Callaghan’s novels and short stories often include themes related to Roman Catholicism and focus on individuals with strong but sometimes weakened senses of self. His first novel was Strange Fugitive (1928), followed by many short stories, novellas, and novels. He published little between 1937 and 1950, but wrote many non-fiction articles for magazines like New World and National Home Monthly. A story titled Luke Baldwin’s Vow, about a boy and his dog, was first published in Saturday Evening Post in 1947 and later became a popular book read in schools worldwide. His book The Loved and the Lost (1951) won the Governor General’s Award. Later works include The Many Colored Coat (1960), A Passion in Rome (1961), A Fine and Private Place (1975), A Time for Judas (1983), Our Lady of the Snows (1985), and A Wild Old Man on the Road (1988). His short stories were collected in The Lost and Found Stories of Morley Callaghan (1985) and The New Yorker Stories (2001). A four-volume collection titled The Complete Stories (2003) includes 90 of his stories.

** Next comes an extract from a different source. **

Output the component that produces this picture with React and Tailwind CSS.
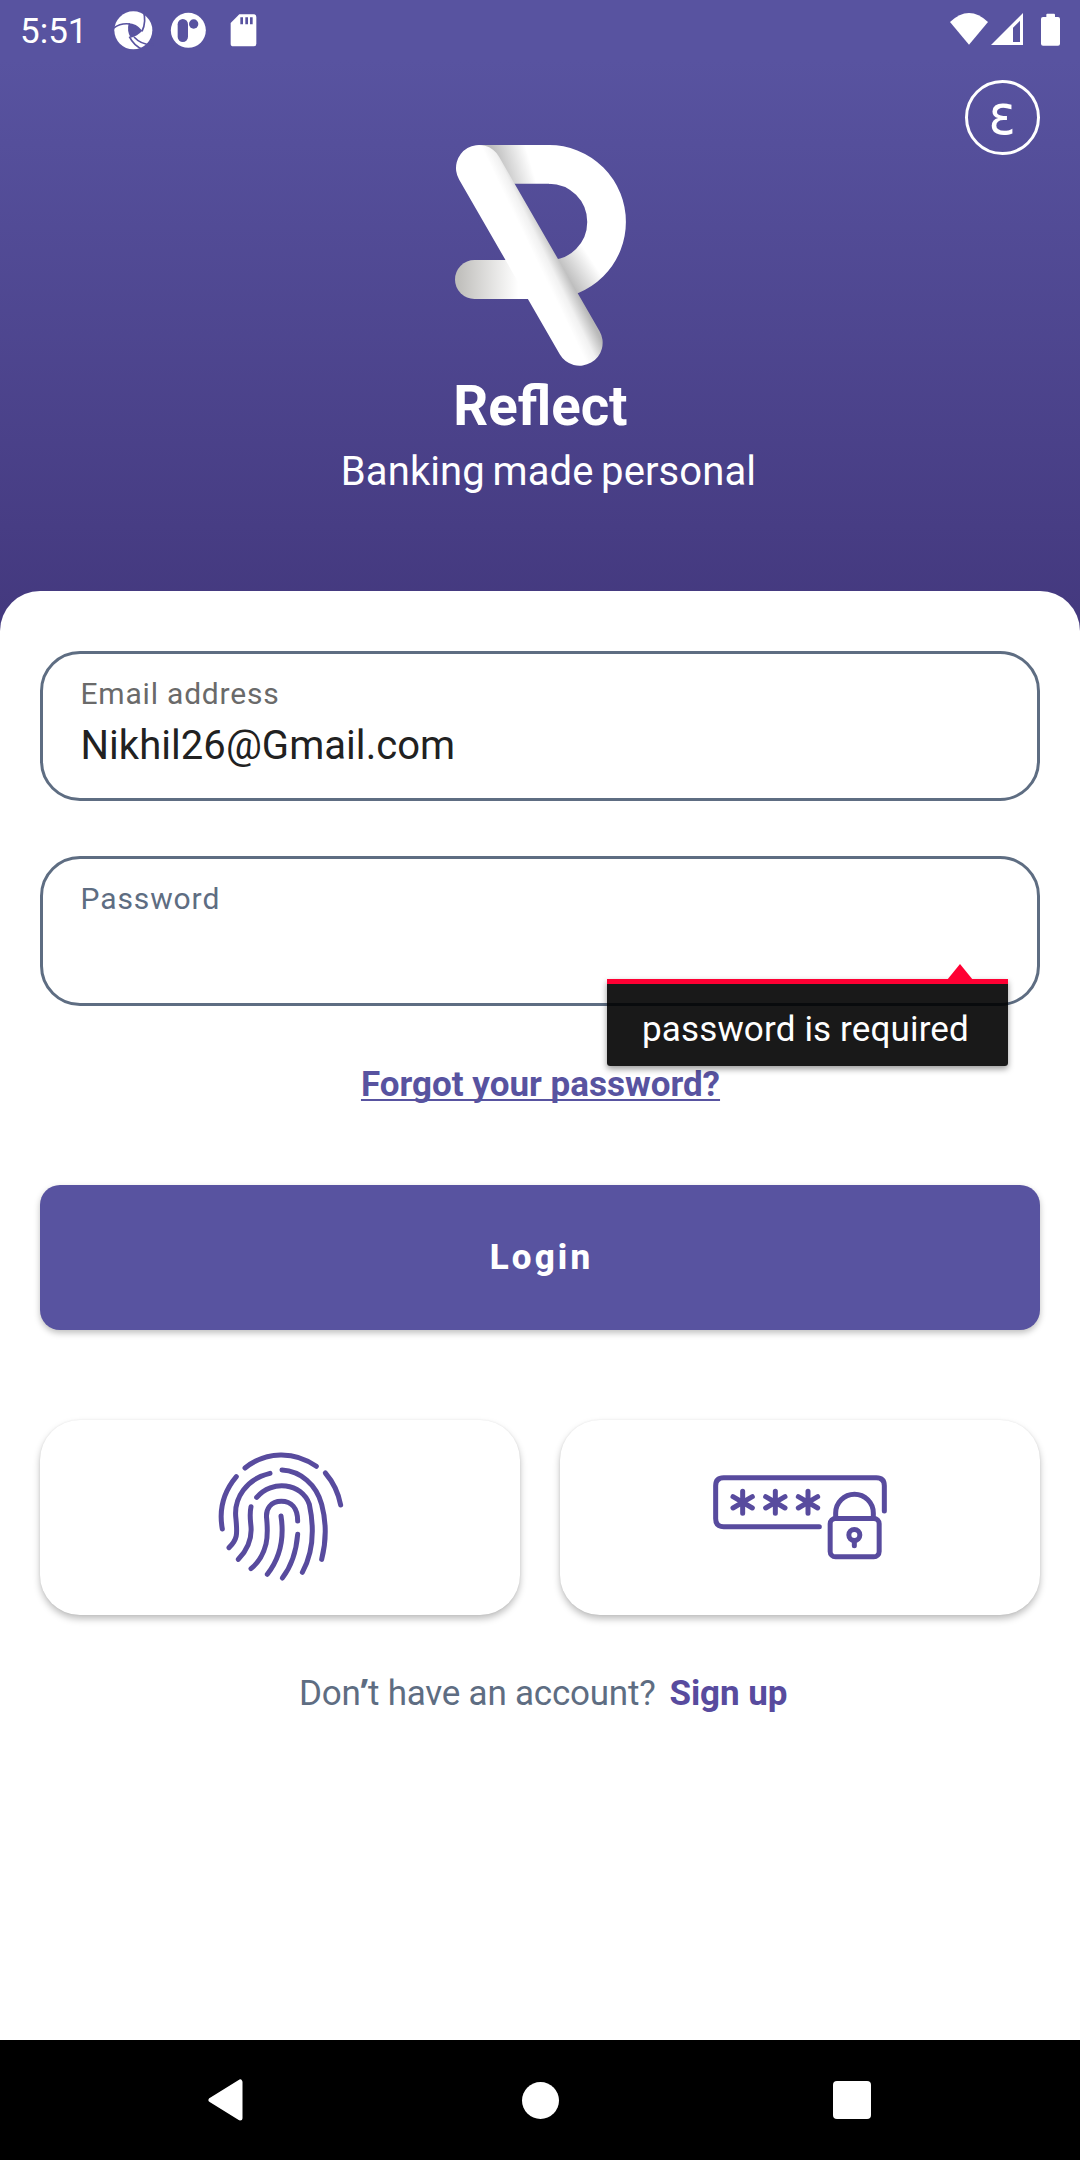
function StatusIcons() {
  return (
    <svg className="block h-[40px] w-[146px]" viewBox="339 30 438 120" fill="#fff">
      <circle cx="400" cy="91" r="57" />
      <path d="M386 70 Q408 70 427 92 Q412 108 392 113 Q380 95 386 70Z" fill="#5853a0" />
      <g fill="none" stroke="#5853a0" strokeWidth="5">
        <path d="M341 84 Q363 68 390 72" />
        <path d="M426 94 Q440 65 430 33" />
        <path d="M388 110 Q402 138 428 148" />
        <path d="M402 111 Q425 136 460 134" />
      </g>
      <circle cx="565" cy="91" r="52.5" />
      <rect x="533" y="57" width="31" height="69" rx="15.500" fill="#5853a0" />
      <circle cx="581" cy="72" r="14" fill="#5853a0" />
      <path d="M718 43 H761 Q769 43 769 51 V131 Q769 139 761 139 H700 Q692 139 692 131 V69Z" />
      <path d="M721 52h8v21h-8z M736 52h8v21h-8z M750 52h8v21h-8z" fill="#5853a0" />
    </svg>
  );
}

function SystemIcons() {
  return (
    <svg className="block h-[40px] w-[112px]" viewBox="87 30 336 120" fill="#fff">
      <path d="M90 66 Q147 12 204 66 L147 134Z" />
      <path fillRule="evenodd" d="M213 135 L309 39 V135Z M279 83 V126 H300 V62Z" />
      <rect x="363" y="51" width="57" height="86" rx="6" />
      <rect x="379" y="41" width="26" height="14" rx="3" />
    </svg>
  );
}

function Logo() {
  return (
    <svg className="block h-[224px] w-[172px]" viewBox="75 39 516 672" fill="none">
      <defs>
        <linearGradient id="top" gradientUnits="userSpaceOnUse" x1="205" y1="120" x2="300" y2="92">
          <stop offset="0" stopColor="#bdbdbd" />
          <stop offset="1" stopColor="#fff" />
        </linearGradient>
        <linearGradient id="bowl" gradientUnits="userSpaceOnUse" x1="412" y1="440" x2="486" y2="392">
          <stop offset="0" stopColor="#bfbfbf" />
          <stop offset="1" stopColor="#fff" />
        </linearGradient>
        <linearGradient id="tail" gradientUnits="userSpaceOnUse" x1="85" y1="448" x2="265" y2="448">
          <stop offset="0" stopColor="#c0bfbc" />
          <stop offset="1" stopColor="#fff" />
        </linearGradient>
        <linearGradient id="leg" gradientUnits="userSpaceOnUse" x1="294" y1="378" x2="372" y2="340">
          <stop offset="0.2" stopColor="#fff" />
          <stop offset="0.55" stopColor="#f1f1f1" />
          <stop offset="1" stopColor="#b8b8b8" />
        </linearGradient>
      </defs>
      <path d="M147 103 H362" stroke="url(#top)" strokeWidth="116" />
      <path d="M357 103 A172.750 172.750 0 0 1 357 448.500" stroke="url(#bowl)" strokeWidth="116" />
      <path d="M133.500 448.500 H320" stroke="url(#tail)" strokeWidth="117" strokeLinecap="round" />
      <path d="M147 114 L449 638" stroke="url(#leg)" strokeWidth="138" strokeLinecap="round" />
    </svg>
  );
}

function Fingerprint() {
  return (
    <svg
      className="block h-[134px] w-[130px]"
      viewBox="50 59 390 402"
      fill="none"
      stroke="#584b9e"
      strokeWidth="15"
      strokeLinecap="round"
    >
      <path d="M134 116 C197 65 283 64 348 111" />
      <path d="M375 131 C400 160 415 195 421 227" />
      <path d="M108 142 C72 185 55 240 66 299" />
      <path d="M209 132 C140 148 98 205 107 270 C110 310 114 328 86 355" />
      <path d="M245 122 C300 125 348 165 364 225 C380 285 378 335 364 390" />
      <path d="M169 204 C215 150 304 160 327 225 C343 300 338 370 306 429" />
      <path d="M152 232 C147 255 150 270 152 292 C155 330 138 365 114 390" />
      <path d="M292 275 C292 235 272 216 243 216 C212 216 195 238 199 268 C202 300 203 318 197 344 C189 376 172 402 152 418" />
      <path d="M242 260 C252 325 240 385 201 435" />
      <path d="M292 315 C288 365 272 412 246 446" />
    </svg>
  );
}

function PasswordLock() {
  return (
    <svg
      className="block h-[90px] w-[180px]"
      viewBox="60 65 540 270"
      fill="none"
      stroke="#584b9e"
      strokeWidth="15"
      strokeLinecap="round"
    >
      <path d="M388 229 H101 Q77 229 77 205 V106 Q77 82 101 82 H559 Q583 82 583 106 V182" />
      {[158, 256, 354].map((x) => (
        <g key={x} transform={`translate(${x} 156)`}>
          <path d="M0 -33 V33 M-29 -17 L29 17 M29 -17 L-29 17" />
        </g>
      ))}
      <rect x="420.500" y="204.500" width="147" height="115" rx="16" />
      <path d="M437 200 V188 A56.500 56.500 0 0 1 550 188 V200" />
      <circle cx="493" cy="254" r="16.500" />
      <path d="M493 272 V286" />
    </svg>
  );
}

export default function App() {
  return (
    <div className="flex h-[2160px] w-[1080px] flex-col bg-[linear-gradient(#5853a0_0px,#5853a0_60px,#44397f_610px)] font-[Roboto,sans-serif]">
      <div className="flex h-[60px] items-start justify-between pt-[10px] pr-[19px] pl-[20px] text-white">
        <div className="flex">
          <span className="w-[93px] pt-px text-[35px] leading-[41px]">5:51</span>
          <StatusIcons />
        </div>
        <SystemIcons />
      </div>

      <header className="flex h-[531px] flex-col items-center pt-[20px] text-white">
        <button className="mr-[40px] flex size-[75px] items-center justify-center self-end rounded-full border-[3px] border-white pb-[6px] font-['DejaVu_Sans'] text-[56px] leading-none">
          <span className="scale-x-[0.9]">ε</span>
        </button>
        <div className="-mt-[12px] ml-[2px]">
          <Logo />
        </div>
        <h1 className="mt-[6px] scale-x-[0.975] text-[56px] leading-[66px] font-bold">Reflect</h1>
        <p className="mt-[9px] pl-[17px] text-[40px] leading-[47px] tracking-[0.1px] [word-spacing:-2.4px]">
          Banking made personal
        </p>
      </header>

      <main className="flex grow flex-col rounded-t-[40px] bg-white px-[40px] pt-[60px]">
        <div className="h-[150px] rounded-[40px] border-[3px] border-[#5e6d82] px-[37.500px] pt-[22px]">
          <div className="text-[30px] leading-[35px] tracking-[0.8px] text-[#6a6a6a]">Email address</div>
          <div className="mt-[11px] text-[40px] leading-[47px] tracking-[0.050px] text-[#212121]">
            Nikhil26@Gmail.com
          </div>
        </div>

        <div className="relative mt-[55px] h-[150px] rounded-[40px] border-[3px] border-[#5e6d82] px-[37.500px] pt-[22px]">
          <div className="text-[30px] leading-[35px] tracking-[0.9px] text-[#5e6d82]">Password</div>
          <div className="absolute top-[120px] left-[564px] z-10 h-[87px] w-[401px] rounded-b-[3px] border-t-[5px] border-[#ff0033] bg-black/90 bg-clip-padding pt-[25px] pl-[35px] text-[35px] leading-[41px] tracking-[0.150px] text-white shadow-[0_3px_6px_rgba(0,0,0,0.4)]">
            password is required
            <svg className="absolute -top-[20px] right-[35px] h-[16px] w-[26px]" viewBox="0 0 26 16">
              <path d="M13 0 L26 16 H0Z" fill="#ff0033" />
            </svg>
          </div>
        </div>

        <a className="mt-[58px] ml-px self-center text-[35px] leading-[41px] font-bold text-[#5853a0] underline decoration-2 underline-offset-[3px] [text-decoration-skip-ink:none]">
          Forgot your password?
        </a>

        <button className="mt-[80px] h-[145px] shrink-0 rounded-[20px] bg-[#5853a0] pl-[3px] text-[35px] leading-[41px] font-extrabold tracking-[3.100px] text-white shadow-[0_3px_6px_rgba(0,0,0,0.25)]">
          Login
        </button>

        <div className="mt-[90px] grid h-[195px] shrink-0 grid-cols-2 gap-[40px]">
          <button className="flex rounded-[40px] bg-white pt-[29px] pl-[176.500px] shadow-[0_4px_7px_rgba(0,0,0,0.25),0_0_2px_rgba(0,0,0,0.08)]">
            <Fingerprint />
          </button>
          <button className="flex rounded-[40px] bg-white pt-[51.500px] pl-[150px] shadow-[0_4px_7px_rgba(0,0,0,0.25),0_0_2px_rgba(0,0,0,0.08)]">
            <PasswordLock />
          </button>
        </div>

        <p className="mt-[58px] flex pl-[259px] text-[35px] leading-[41px] text-[#5e6d82]">
          <span className="w-[370.500px] tracking-[-0.220px]">
            Don<span className="font-['Open_Sans'] leading-none font-bold">’</span>t have an account?
          </span>
          <a className="font-bold tracking-[-0.100px] text-[#584b9e]">Sign up</a>
        </p>
      </main>

      <nav className="flex h-[120px] items-center justify-between bg-black pr-[209px] pl-[207px]">
        <svg className="h-[42px] w-[36px]" viewBox="0 0 36 42">
          <path d="M4 21 L33 3 V39Z" fill="#fff" stroke="#fff" strokeWidth="5" strokeLinejoin="round" />
        </svg>
        <div className="ml-[4px] size-[37px] rounded-full bg-white" />
        <div className="size-[38px] rounded-[4px] bg-white" />
      </nav>
    </div>
  );
}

Callaghan contributed articles to magazines such as The New Yorker, Harper’s Bazaar, Maclean’s, Esquire, Cosmopolitan, Saturday Evening Post, Yale Review, New World, Performing Arts in Canada, and Twentieth Century Literature.

He married Loretto Dee and had two sons: Michael (born November 1931) and Barry (born 1937), who became a poet and author. Barry’s book Barrelhouse Kings (1998) discusses his own career and that of his father. Callaghan lived longer than most of his contemporaries and died at age 87 after a short illness in Toronto. He was buried in Mount Hope Catholic Cemetery in Ontario.

In 1960, he was awarded the Royal Society of Canada’s Lorne Pierce Medal. In 1982, he was named a Companion of the Order of Canada. A CBC Television program titled Life and Times and a mini-series called Hemingway Vs. Callaghan (2003) explored his life and work.

From 1951 until his death in 1990, Callaghan lived in the Rosedale area of Toronto at 20 Dale Avenue. A historic plaque near the Glen Road footbridge honors his writing career and mentions other famous writers of his time, including Hemingway and F. Scott Fitzgerald.

In 2003, to mark the 50th anniversary of the National Library of Canada, Canada Post released a stamp series titled The Writers of Canada. Callaghan was featured on one of the English-Canadian stamps in this collection.